A António Costa já deixou um desafio (ainda sem resposta): o partido que vencer, governa; e o segundo maior partido apoia-o, para que haja alguma estabilidade orçamental e para que o processo de aplicação dos milhões do PRR entre em velocidade cruzeiro. Entretanto, o grupo parlamentar foi limpo de rangelistas e passistas. O PSD parece unido em torno do objetivo de vencer. Poderão existir entendimentos pós-eleitorais com o CDS e a IL. Quanto ao Chega já não é assim tão claro.
Na direção do BE há a consciência de que o partido pagará eleitoralmente o facto de ter contribuído para a queda do governo do PS. Mas, do outro lado da balança, ganhou peso o argumento de que o BE não podia simplesmente dizer que sim a tudo o que o PS exigia. Assim, o cenário dominante em perspetiva parece ser o de um regresso à situação de oposição plena, sem qualquer perspetiva de influência no poder. Já não será mau se o partido se conseguir manter como a terceira maior força (atualmente com 19 deputados). Passar para quarta força, atrás do Chega, provocará um abalo de consequências inimagináveis.
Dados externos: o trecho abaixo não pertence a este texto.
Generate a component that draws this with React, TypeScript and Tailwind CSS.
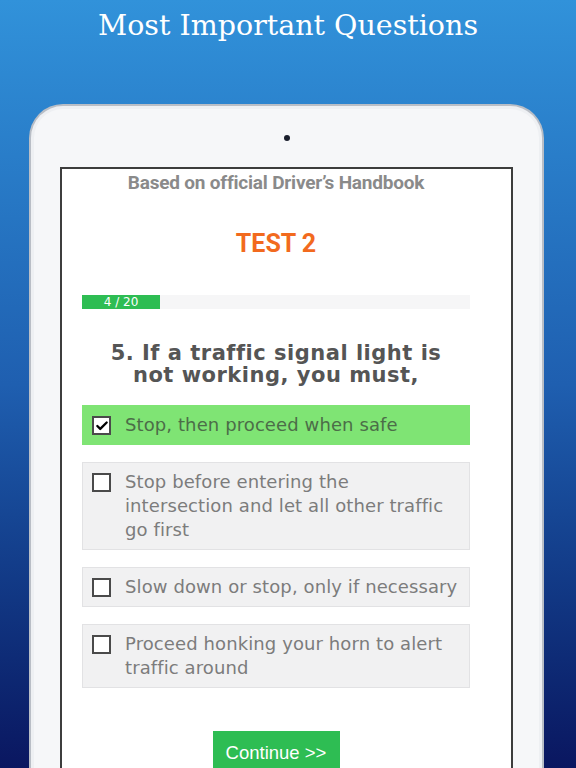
import { Check } from 'lucide-react'

const options = [
    { lines: ['Stop, then proceed when safe'], checked: true },
    { lines: ['Stop before entering the', 'intersection and let all other traffic', 'go first'], checked: false },
    { lines: ['Slow down or stop, only if necessary'], checked: false },
    { lines: ['Proceed honking your horn to alert', 'traffic around'], checked: false },
]

function Option({ lines, checked }: { lines: string[]; checked: boolean }) {
    return (
        <div
            className={`flex items-start gap-[14px] pl-[9px] pr-[2px] py-[7px] border ${checked ? 'bg-[#7fe474] border-[#7fe474] text-[#4c6d48]' : 'bg-[#f1f1f2] border-[#e2e2e4] text-[#7c7c7c]'}`}
        >
            <div className="mt-[3px] w-[19px] h-[19px] shrink-0 border-2 border-[#4a4a4a] bg-white flex items-center justify-center">
                {checked && <Check size={14} strokeWidth={4} className="text-black" />}
            </div>
            <p className="text-[18px] leading-[24px] tracking-[0.1px]">
                {lines.map((l, i) => (
                    <span key={i}>
                        {i > 0 && <br />}
                        {l}
                    </span>
                ))}
            </p>
        </div>
    )
}

export default function App() {
    return (
        <div className="w-[576px] h-[768px] overflow-hidden bg-gradient-to-b from-[#3192da] via-[#1f5fb0] to-[#0a1660] flex flex-col items-center">
            {/* Title */}
            <h1 className="mt-[6px] text-white text-[28.5px] leading-[40px]" style={{ fontFamily: '"DejaVu Serif", serif' }}>
                Most Important Questions
            </h1>

            {/* Tablet */}
            <div className="mt-[58px] self-start ml-[29px] w-[515px] flex-1 rounded-t-[34px] border-t-2 border-x-2 border-[#b9bec6] bg-[#f6f7f9] flex flex-col shadow-[inset_0_0_0_3px_#eef0f3]">
                <div className="mt-[29px] self-center w-[6px] h-[6px] rounded-full bg-[#1a1e2c]" />
                <div
                    className="mt-[26px] ml-[29px] w-[453px] flex-1 bg-white border-t-2 border-x-2 border-[#3d3d3d]"
                    style={{ fontFamily: 'Roboto, "Liberation Sans", sans-serif' }}
                >
                    <div className="ml-[20px] w-[388px] flex flex-col">
                        <p className="text-center text-[19px] font-bold text-[#8a8a8a] tracking-[-0.2px] leading-[26px] mt-[1px]">
                            Based on official Driver’s Handbook
                        </p>
                        <p className="text-center text-[25px] font-bold text-[#f26a1e] mt-[33px] leading-[30px]">TEST 2</p>

                        {/* Progress */}
                        <div className="mt-[36px] h-[14px] bg-[#f6f6f7] flex">
                            <div className="w-[78px] h-full bg-[#2ebd53] flex items-center justify-center text-white text-[12px] leading-none" style={{ fontFamily: '"DejaVu Sans", sans-serif' }}>
                                4 / 20
                            </div>
                        </div>

                        <h2
                            className="mt-[33px] text-center text-[#555] text-[21px] leading-[22px] tracking-[0.5px] font-bold px-[16px]"
                            style={{ fontFamily: '"DejaVu Sans", sans-serif' }}
                        >
                            5. If a traffic signal light is not working, you must,
                        </h2>

                        <div className="mt-[19px] flex flex-col gap-[17px]" style={{ fontFamily: '"DejaVu Sans", sans-serif' }}>
                            {options.map((o, i) => (
                                <Option key={i} lines={o.lines} checked={o.checked} />
                            ))}
                        </div>

                        <div className="mt-[43px] flex justify-center">
                            <button className="w-[127px] h-[44px] bg-[#2ebd53] text-white text-[18.5px] pb-[1px]" style={{ fontFamily: '"Liberation Sans", Arial, sans-serif' }}>
                                Continue &gt;&gt;
                            </button>
                        </div>
                    </div>
                </div>
            </div>
        </div>
    )
}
O PCP - força motriz na CDU, coligação com o PEV - tinha grandes expectativas nas autárquicas: aumentar o número de presidências de câmara. Só que perdeu (eram 24 e passaram para 19). O partido chegou à conclusão, lógica, de que ir alinhando com o PS só o fazia perder votos. Daí ter sido a força decisiva a chumbar o OE 2022 - o facto que deu origem às legislativas antecipadas. Agora o jogo é, como sempre entre os comunistas, resistir a uma decadência eleitoral que nos últimos anos parece inexorável. Estão 12 lugares de deputados em causa. É possível que esta seja a última batalha de Jerónimo.
Se o golpe foi fatal ou não - é o que falta saber. Francisco Rodrigues dos Santos punha todas as fichas numa coligação pré-eleitoral com o PSD, que lhe permitiria eleger alguns deputados sem na verdade ir a votos - mas a direção social-democrata recusou. Agora o que está em causa pode ser mesmo o CDS-PP passar de cinco deputados para nenhum, enfrentando portanto o risco de extinção. Para protagonizar esta batalha, o líder do partido conseguiu, com o seu domínio do aparelho, adiar o congresso interno para depois das legislativas. Resta saber se o seu oponente, Nuno Melo, ainda quererá disputar a liderança então.
Uma das coisas que os dirigentes do PAN mais fazem questão de desmentir é a apresentação do partido como sendo de esquerda. Não - é um partido que se quer para lá dessa divisão clássica, apresentando-se antes como animalista, ambientalista e humanista. Colocar-se nesta posição permite ao PAN um discurso simples: tanto poderá viabilizar um governo do PS como do PSD - dependendo apenas das promessas que receber em troca. Com Inês Sousa Real à frente, o PAN vai tentar crescer. Em 2015 obteve um eleito e em 2019 quatro. Poderá conquistar uma decisiva posição de charneira no futuro xadrez parlamentar?
O resultado ideal para a Iniciativa Liberal seria o que lhe permitisse alinhar numa aliança de governo com o PSD. Na verdade, na questão fiscal, por exemplo, até há superfície de entendimento possível entre os dois partidos. João Cotrim Figueiredo, presidente do partido e deputado único eleito em 2019, já afirmou que vê esse entendimento com bons olhos - mas esclarecendo ao mesmo tempo que não aceita que seja alargado ao Chega. A decadência do CDS-PP poderá oferecer à IL uma oportunidade de crescimento, exceto porventura em setores católicos mais conservadores. O partido é liberal - inclusivamente nos costumes.
Todas as sondagens dizem que o Chega crescerá nas próximas legislativas. Falta saber até onde - e para quê. A fasquia foi colocada alta: tornar-se no terceiro maior partido, ultrapassando o Bloco de Esquerda. O que também falta saber é se a eventual formação de uma maioria à direita, com o PSD evidentemente na liderança, valorizará ou não o peso eleitoral que o Chega vier a conquistar. Porque pode muito bem acontecer que o partido não tenha outro remédio senão viabilizar, sem nada em troca, um governo de Rio - ou isso ou entregar de novo o poder ao PS. O Chega está a aproximar-se da orla do poder, o que coloca sempre dilemas.
Em 2019, Joacine Katar Moreira conseguiu o que antes Rui Tavares tinha falhado: ser eleita deputada pelo Livre. Mas depressa partido e deputada entraram em rutura. Assim, não restou agora ao fundador e líder histórico do partido - condição de facto mas que não gosta de assumir - ser ele o cabeça-de-lista do Livre em Lisboa, o lugar que Joacine ocupou em 2019 e pelo qual foi eleita. O problema de Tavares é que a principal bandeira do Livre sempre foi a da defesa do diálogo entre as forças de esquerda. E agora Tavares avança numas eleições que resultaram, justamente, do falhanço do diálogo à esquerda.